Mario Teguh mengatakan bahwa hati adalah sebuah kekuatan yang sering disalah-artikan dengan semena-mena. Sebuah kelembutan yang dikira sebagai kelemahan, sebuah hamparan terluas yang dirasa sempit. Ketahuilah, bahwa hati Anda sangat luar biasa luas dan dalam-nya - apa pun pendapat Anda mengenainya. Hanya penggunaan pikiran Anda-lah yang menghasilkan kesimpulan salah mengenai ukuran hati Anda.

Lalu, apakah yang bisa terjadi dalam kehidupan ini yang tidak tenggelam ke dalam hamparan luas hati ini? Ingatkah Anda mengenai kesedihan tak terhingga yang dulu seolah akan mengakhiri kehidupan Anda, dan yang sekarang tidak Anda ingat kecuali bila Anda diingatkan? Ke mana kah perginya semua rasa sakit, gembira, marah, sedih, cemburu, khawatir, dan takut yang pernah mewarnai hari-hari Anda itu; bila tidak sirna diserap oleh luasnya dan besarnya kemampuan hati ini?

Jika sudah sedemikian luasnya hati itu, mengapa kita tidak cukup mampu menerima dengan tulus kelemahan dan kesalahan orang lain atau diri sendiri. Bukankah seharusnya ruang maaf itu adalah juga merupakan bagian tak bersekat dalam ruang hati kita yang sangat luas dan dalam itu - yang dengan itu juga berarti bahwa ruang maaf itu harus-lah sangat luas dan sangat dalam.

Jika telah demikian sulitnya kita menyadari luasnya ruang maaf pada diri kita, mohon juga diperiksa kembali, mengapa kita tidak meletakkan penghormatan yang lebih tinggi kepada Yang Maha Penyayang.

Bukankah satu-satunya rencana dari Yang Maha Pengasih adalah rencana baik atas keberhasilan kita menjadi hamba-hambanya. Di alam ruh dulu, semua manusia disiapkan dalam keadaan yang fitrah (kondisi baik dan cenderung pada kebaikan). Kemudian diperintahkan kepada seluruh alam agar tunduk dan patuh untuk dijadikan sarana jalan kebaikan. Setelah itu, dilengkapkan pula dengan contoh nyata perilaku para Anbiya dan kitab pedoman yang tak ada secuil-pun kelemahan.

Tidak-kah kita dapat melihat dari sisi pandang kehambaan, alasan mengapa kita harus menjadi pribadi-pribadi yang pemaaf bagi diri sendiri.

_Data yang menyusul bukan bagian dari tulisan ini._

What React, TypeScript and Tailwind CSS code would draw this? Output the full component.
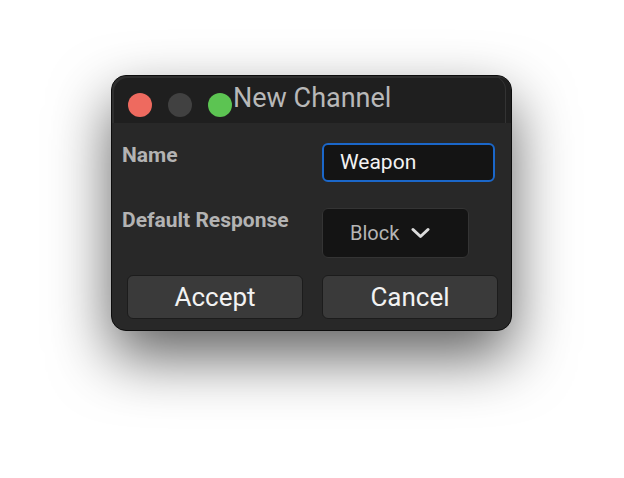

Apakah belum cukup jelas bagi kita, kasih sayang dari-Nya sehingga kita tidak cukup mengerti tentang keharusan kita menyayangi diri sendiri - dengan menjadi pribadi pemaaf?

Ada petunjuk keharusan bagi makhluk untuk meneladani sifat-sifat Maha dari Sang Khalik. Salah satu bentuk pengimanan pada sifat-sifat Maha Agung dalam Asmaul Husna adalah dengan upaya-upaya terencana, teratur dan tulus, proses internalisasi dalam sifat pribadi kita. Untuk itu, sifat Yang Maha Pengampun (Ghafur) seharusnya menjadi salah satu motivasi utama pembentuk sifat pemaaf.

Pribadi Pemaaf
Oleh SM Syaripudin Niskala

Sebuah syair kehambaan menyebutkan bahwa walau dosa hamba menggunung tinggi, namun ampunan-Nya melangit luas. Bukankah hal itu mengindikasikan adanya tingkat probabilitas yang sangat besar akan keniscayaan manusia melakukan kesalahan, yang kemudian dimarjinalkan dengan luasnya pengampunan yang disediakan.

Sebagai sebuah pengecualian, hanya ada satu kesalahan yang tak termaafkan bagi-Nya. Maka dengan itu pula, seharusnya hanya kesalahan jenis itu-lah yang juga tidak kita berikan ruang maaf dalam diri kita. Dengan demikian, seperti halnya Yang Maha Kuasa meluaskan ketersediaan ruang pemaafan kepada insan, tidak berarti diperuntukkan bagi kesalahan yang direncanakan dan yang terlahir dari kesombongan.

Untuk itu, marilah kita menempatkan penghormatan kepada Yang Maha Penyayang di atas penghormatan pada diri sendiri. Maka bangunlah sikap lebih bersahabat dengan diri sendiri dan orang lain, dengan menjadi pribadi pemaaf yang tulus dan ringan.